Designing Garden Spaces that Reflect the Soul
with Carole & Ray Buchanan, Mary Rogers Rhoades ’81
Because Landscape Gardens attempt to organize space in an aesthetically pleasing manner, the best combine principles of art, architecture, and gardening. Patterns created in nature reflect a certain form, color, and texture as well as a sense of balance, rhythm, and accent. Cultural values are intrinsically associated with these principles of design and determine how they are applied. Landscape Gardens in Japan incorporate the juxtaposition of contrasting forms in order to achieve a sense of tranquility. The mathematical precision of the gardens at the Palace of Versailles celebrates rational human dominance over nature. And in Dallas... well, we’ll discover that together.
In two, 2-hour evening sessions, the group will discuss and analyze how design features of a landscape garden reflect the cultural values of its creators. On the following Saturday, the group will visit a garden in ther Dallas Arboretum in the morning and apply the principles discussed; then, in the afternoon, the group will visit two outstanding home Landscape Gardens. Readings will be provided.
Sessions: Two, 2-hour evening meetings & one full Saturday (with lunch at the Arboretum)
When: Wednesday, Thursday, & Saturday, April 16, 17, &19
Time: 6:30-8:30 p.m. and 10 a.m.-4 p.m.
Cost: $180
Limit: 20 participants
Register at least two weeks before your class first meets.
With doctorates in international subjects (she in African history and he in Russian history), Carole and Ray Buchanan have spent their 35 years of teaching searching for the broader and integrative context for human experiences. Teaching advanced level courses at the college and high school level and extensive travel in Russia, Africa, Europe and Asia sharpened this interest. They find special delight in exploring how plants, psychology, and aesthetics provide us with special insights into human nature.
Mary Rhoades graduated from Greenhill in 1981 and from Skidmore College in 1985, with a degree in Economics and Philosophy. After college, Mary had a short stint in Public Affairs (much more enticing than Public Relations).

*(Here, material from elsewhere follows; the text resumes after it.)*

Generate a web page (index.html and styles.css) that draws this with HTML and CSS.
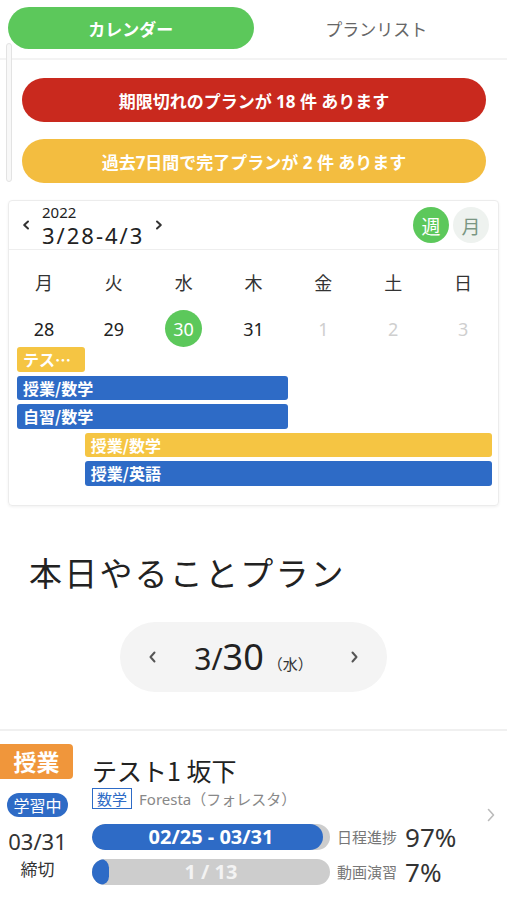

Today, in addition to raising her children and caring for her family and supporting her husband in building their helicopter charter service, Zebra Air (you can see the zebra striped helicopter daily flying the skies of Dallas for live broadcasts of radio and TV traffic reports), she is an avid and highly experienced gardener with extensive contacts throughout the Dallas gardening community, including the Dallas Arboretum.